▸ PROBLEM
Copy everything in the data below exactly except the pictures.

▸ DATA SECTION
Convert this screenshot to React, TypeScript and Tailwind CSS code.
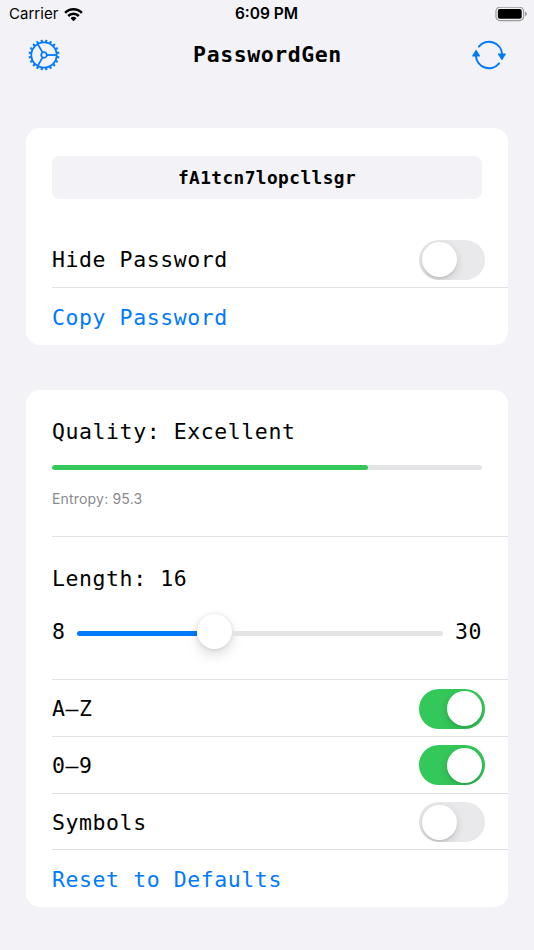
import { useState } from 'react';
import { clsx } from 'clsx';

const rowText = "font-['DejaVu_Sans_Mono',monospace] text-[21.5px] leading-[28px] tracking-[0.58px]";

function WifiIcon() {
  return (
    <svg width="19" height="15" viewBox="0 0 20 15" fill="none" stroke="black" strokeWidth="2.7">
      <path d="M1.2 5.7a12.4 12.4 0 0 1 17.6 0" />
      <path d="M4.4 9.1a7.9 7.9 0 0 1 11.2 0" />
      <path d="M10 14.6 6.9 11.5a4.4 4.4 0 0 1 6.2 0z" fill="black" stroke="none" />
    </svg>
  );
}

function BatteryIcon() {
  return (
    <svg width="32" height="15" viewBox="0 0 32 15" fill="none">
      <rect x="1" y="0.2" width="27.6" height="13.4" rx="4" stroke="#9a999d" strokeWidth="1.2" />
      <rect x="2.9" y="2.1" width="23.8" height="9.6" rx="1.8" fill="black" />
      <path d="M30 4.8c1.2.4 1.8 1.2 1.8 2.1s-.6 1.7-1.8 2.1z" fill="#9a999d" />
    </svg>
  );
}

function GearIcon() {
  const teeth = Array.from({ length: 20 }, (_, i) => i * 18 + 9);
  return (
    <svg width="32" height="32" viewBox="-16 -16 32 32" fill="none" stroke="#007aff" strokeWidth="1.8">
      <circle r="12.7" />
      <circle r="2.8" />
      {[0, 120, 240].map((angle) => (
        <path key={angle} d="M2.8 0H12.5" transform={`rotate(${angle})`} />
      ))}
      {teeth.map((angle) => (
        <path key={angle} d="M13 0H15.4" strokeWidth="2.1" transform={`rotate(${angle})`} />
      ))}
    </svg>
  );
}

function RefreshIcon() {
  return (
    <svg width="34" height="32" viewBox="-17 -16 34 32" fill="none" stroke="#007aff" strokeWidth="2" strokeLinecap="round">
      <path d="M-10.1 -8.4A13.1 13.1 0 0 1 13.1 -0.5" />
      <path d="M10.1 8.4A13.1 13.1 0 0 1 -13.1 0.5" />
      <path d="M9.6 -0.9H16.2L12.9 4.4z" fill="#007aff" strokeWidth="1.2" strokeLinejoin="round" />
      <path d="M-9.6 0.9H-16.2L-12.9 -4.4z" fill="#007aff" strokeWidth="1.2" strokeLinejoin="round" />
    </svg>
  );
}

function Toggle({ on, label, onChange }: { on: boolean; label: string; onChange: () => void }) {
  return (
    <button
      role="switch"
      aria-checked={on}
      aria-label={label}
      onClick={onChange}
      className={clsx(
        'flex h-10 w-[66px] items-center overflow-hidden rounded-full px-[2.7px]',
        on ? 'justify-end bg-[#34c759]' : 'justify-start bg-[#e9e9eb]',
      )}
    >
      <span className="size-[35px] rounded-full bg-white shadow-[0_3px_8px_rgba(0,0,0,0.15),0_2px_1px_rgba(0,0,0,0.06)]" />
    </button>
  );
}

function ToggleRow({ label, on, onChange }: { label: string; on: boolean; onChange: () => void }) {
  return (
    <div className="ml-[26px] flex h-[56.8px] items-center justify-between border-b border-[#e2e2e4] pt-[1.5px] pr-[23px]">
      <span className={clsx(rowText, 'pt-px')}>{label}</span>
      <Toggle on={on} label={label} onChange={onChange} />
    </div>
  );
}

export default function App() {
  const [hidden, setHidden] = useState(false);
  const [letters, setLetters] = useState(true);
  const [digits, setDigits] = useState(true);
  const [symbols, setSymbols] = useState(false);

  return (
    <div className="h-[950px] w-[534px] overflow-hidden bg-[#f2f2f7] font-['Inter',sans-serif] text-black">
      {/* Status bar */}
      <div className="grid h-7 grid-cols-3 items-center pr-[7px] pl-[9px]">
        <div className="flex items-center gap-[6px]">
          <span className="text-[15px] leading-5 tracking-[0.02px]">Carrier</span>
          <WifiIcon />
        </div>
        <span className="pr-[3px] text-center text-[15.5px] leading-5 font-semibold">6:09 PM</span>
        <div className="flex justify-end">
          <BatteryIcon />
        </div>
      </div>

      {/* Navigation bar */}
      <header className="flex h-[54px] items-center justify-between pr-7 pl-7">
        <button aria-label="Settings">
          <GearIcon />
        </button>
        <h1 className="pl-[3px] font-['DejaVu_Sans_Mono',monospace] text-[21.5px] font-bold tracking-[0.58px]">PasswordGen</h1>
        <button aria-label="Refresh">
          <RefreshIcon />
        </button>
      </header>

      {/* Password */}
      <section className="mx-[26px] mt-[46px] h-[217px] rounded-[14px] bg-white pt-7">
        <div className="mx-[26px] flex h-[43px] items-center justify-center rounded-lg bg-[#f2f2f7] pt-[2px] font-['DejaVu_Sans_Mono',monospace] text-[17.8px] font-bold tracking-[0.43px]">
          fA1tcn7lopcllsgr
        </div>
        <div className="mt-[32px]">
          <ToggleRow label="Hide Password" on={hidden} onChange={() => setHidden(!hidden)} />
        </div>
        <button className={clsx(rowText, 'ml-[26px] flex h-[57px] items-center pt-[3px] text-[#007aff]')}>Copy Password</button>
      </section>

      {/* Options */}
      <section className="mx-[26px] mt-[45px] h-[517px] rounded-[14px] bg-white">
        <div className="ml-[26px] h-[147px] border-b border-[#e2e2e4] pt-[28px] pr-[26px]">
          <p className={rowText}>Quality: Excellent</p>
          <div className="mt-[19px] h-[5px] overflow-hidden rounded-full bg-[#e4e4e6]">
            <div className="h-full w-[315.5px] rounded-full bg-[#34c759]" />
          </div>
          <p className="mt-[19px] text-[14px] leading-5 tracking-[0.18px] text-[#8a8a8e]">Entropy: 95.3</p>
        </div>

        <div className="ml-[26px] h-[143px] border-b border-[#e2e2e4] pt-[28px] pr-[26px]">
          <p className={rowText}>Length: 16</p>
          <div className="mt-[21px] flex h-[35px] items-center">
            <span className={clsx(rowText, 'w-[25px] pt-px')}>8</span>
            <div className="flex w-[366px] items-center">
              <div className="mt-[3px] h-[5px] w-[120px] rounded-l-full bg-[#007aff]" />
              <div className="size-[35px] rounded-full bg-white shadow-[0_6px_13px_rgba(0,0,0,0.13),0_0.5px_4px_rgba(0,0,0,0.13)]" />
              <div className="mt-[3px] h-[5px] flex-1 rounded-r-full bg-[#e4e4e6]" />
            </div>
            <span className={clsx(rowText, 'ml-[12px] pt-px')}>30</span>
          </div>
        </div>

        <ToggleRow label="A–Z" on={letters} onChange={() => setLetters(!letters)} />
        <ToggleRow label="0–9" on={digits} onChange={() => setDigits(!digits)} />
        <ToggleRow label="Symbols" on={symbols} onChange={() => setSymbols(!symbols)} />
        <button className={clsx(rowText, 'ml-[26px] flex h-[57px] items-center pt-[2px] text-[#007aff]')}>Reset to Defaults</button>
      </section>
    </div>
  );
}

▸ WRITTEN RESPONSE
Convert this screenshot to React, TypeScript and Tailwind CSS code.
import { useState } from 'react';
import { clsx } from 'clsx';

const rowText = "font-['DejaVu_Sans_Mono',monospace] text-[21.5px] leading-[28px] tracking-[0.58px]";

function WifiIcon() {
  return (
    <svg width="19" height="15" viewBox="0 0 20 15" fill="none" stroke="black" strokeWidth="2.7">
      <path d="M1.2 5.7a12.4 12.4 0 0 1 17.6 0" />
      <path d="M4.4 9.1a7.9 7.9 0 0 1 11.2 0" />
      <path d="M10 14.6 6.9 11.5a4.4 4.4 0 0 1 6.2 0z" fill="black" stroke="none" />
    </svg>
  );
}

function BatteryIcon() {
  return (
    <svg width="32" height="15" viewBox="0 0 32 15" fill="none">
      <rect x="1" y="0.2" width="27.6" height="13.4" rx="4" stroke="#9a999d" strokeWidth="1.2" />
      <rect x="2.9" y="2.1" width="23.8" height="9.6" rx="1.8" fill="black" />
      <path d="M30 4.8c1.2.4 1.8 1.2 1.8 2.1s-.6 1.7-1.8 2.1z" fill="#9a999d" />
    </svg>
  );
}

function GearIcon() {
  const teeth = Array.from({ length: 20 }, (_, i) => i * 18 + 9);
  return (
    <svg width="32" height="32" viewBox="-16 -16 32 32" fill="none" stroke="#007aff" strokeWidth="1.8">
      <circle r="12.7" />
      <circle r="2.8" />
      {[0, 120, 240].map((angle) => (
        <path key={angle} d="M2.8 0H12.5" transform={`rotate(${angle})`} />
      ))}
      {teeth.map((angle) => (
        <path key={angle} d="M13 0H15.4" strokeWidth="2.1" transform={`rotate(${angle})`} />
      ))}
    </svg>
  );
}

function RefreshIcon() {
  return (
    <svg width="34" height="32" viewBox="-17 -16 34 32" fill="none" stroke="#007aff" strokeWidth="2" strokeLinecap="round">
      <path d="M-10.1 -8.4A13.1 13.1 0 0 1 13.1 -0.5" />
      <path d="M10.1 8.4A13.1 13.1 0 0 1 -13.1 0.5" />
      <path d="M9.6 -0.9H16.2L12.9 4.4z" fill="#007aff" strokeWidth="1.2" strokeLinejoin="round" />
      <path d="M-9.6 0.9H-16.2L-12.9 -4.4z" fill="#007aff" strokeWidth="1.2" strokeLinejoin="round" />
    </svg>
  );
}

function Toggle({ on, label, onChange }: { on: boolean; label: string; onChange: () => void }) {
  return (
    <button
      role="switch"
      aria-checked={on}
      aria-label={label}
      onClick={onChange}
      className={clsx(
        'flex h-10 w-[66px] items-center overflow-hidden rounded-full px-[2.7px]',
        on ? 'justify-end bg-[#34c759]' : 'justify-start bg-[#e9e9eb]',
      )}
    >
      <span className="size-[35px] rounded-full bg-white shadow-[0_3px_8px_rgba(0,0,0,0.15),0_2px_1px_rgba(0,0,0,0.06)]" />
    </button>
  );
}

function ToggleRow({ label, on, onChange }: { label: string; on: boolean; onChange: () => void }) {
  return (
    <div className="ml-[26px] flex h-[56.8px] items-center justify-between border-b border-[#e2e2e4] pt-[1.5px] pr-[23px]">
      <span className={clsx(rowText, 'pt-px')}>{label}</span>
      <Toggle on={on} label={label} onChange={onChange} />
    </div>
  );
}

export default function App() {
  const [hidden, setHidden] = useState(false);
  const [letters, setLetters] = useState(true);
  const [digits, setDigits] = useState(true);
  const [symbols, setSymbols] = useState(false);

  return (
    <div className="h-[950px] w-[534px] overflow-hidden bg-[#f2f2f7] font-['Inter',sans-serif] text-black">
      {/* Status bar */}
      <div className="grid h-7 grid-cols-3 items-center pr-[7px] pl-[9px]">
        <div className="flex items-center gap-[6px]">
          <span className="text-[15px] leading-5 tracking-[0.02px]">Carrier</span>
          <WifiIcon />
        </div>
        <span className="pr-[3px] text-center text-[15.5px] leading-5 font-semibold">6:09 PM</span>
        <div className="flex justify-end">
          <BatteryIcon />
        </div>
      </div>

      {/* Navigation bar */}
      <header className="flex h-[54px] items-center justify-between pr-7 pl-7">
        <button aria-label="Settings">
          <GearIcon />
        </button>
        <h1 className="pl-[3px] font-['DejaVu_Sans_Mono',monospace] text-[21.5px] font-bold tracking-[0.58px]">PasswordGen</h1>
        <button aria-label="Refresh">
          <RefreshIcon />
        </button>
      </header>

      {/* Password */}
      <section className="mx-[26px] mt-[46px] h-[217px] rounded-[14px] bg-white pt-7">
        <div className="mx-[26px] flex h-[43px] items-center justify-center rounded-lg bg-[#f2f2f7] pt-[2px] font-['DejaVu_Sans_Mono',monospace] text-[17.8px] font-bold tracking-[0.43px]">
          fA1tcn7lopcllsgr
        </div>
        <div className="mt-[32px]">
          <ToggleRow label="Hide Password" on={hidden} onChange={() => setHidden(!hidden)} />
        </div>
        <button className={clsx(rowText, 'ml-[26px] flex h-[57px] items-center pt-[3px] text-[#007aff]')}>Copy Password</button>
      </section>

      {/* Options */}
      <section className="mx-[26px] mt-[45px] h-[517px] rounded-[14px] bg-white">
        <div className="ml-[26px] h-[147px] border-b border-[#e2e2e4] pt-[28px] pr-[26px]">
          <p className={rowText}>Quality: Excellent</p>
          <div className="mt-[19px] h-[5px] overflow-hidden rounded-full bg-[#e4e4e6]">
            <div className="h-full w-[315.5px] rounded-full bg-[#34c759]" />
          </div>
          <p className="mt-[19px] text-[14px] leading-5 tracking-[0.18px] text-[#8a8a8e]">Entropy: 95.3</p>
        </div>

        <div className="ml-[26px] h-[143px] border-b border-[#e2e2e4] pt-[28px] pr-[26px]">
          <p className={rowText}>Length: 16</p>
          <div className="mt-[21px] flex h-[35px] items-center">
            <span className={clsx(rowText, 'w-[25px] pt-px')}>8</span>
            <div className="flex w-[366px] items-center">
              <div className="mt-[3px] h-[5px] w-[120px] rounded-l-full bg-[#007aff]" />
              <div className="size-[35px] rounded-full bg-white shadow-[0_6px_13px_rgba(0,0,0,0.13),0_0.5px_4px_rgba(0,0,0,0.13)]" />
              <div className="mt-[3px] h-[5px] flex-1 rounded-r-full bg-[#e4e4e6]" />
            </div>
            <span className={clsx(rowText, 'ml-[12px] pt-px')}>30</span>
          </div>
        </div>

        <ToggleRow label="A–Z" on={letters} onChange={() => setLetters(!letters)} />
        <ToggleRow label="0–9" on={digits} onChange={() => setDigits(!digits)} />
        <ToggleRow label="Symbols" on={symbols} onChange={() => setSymbols(!symbols)} />
        <button className={clsx(rowText, 'ml-[26px] flex h-[57px] items-center pt-[2px] text-[#007aff]')}>Reset to Defaults</button>
      </section>
    </div>
  );
}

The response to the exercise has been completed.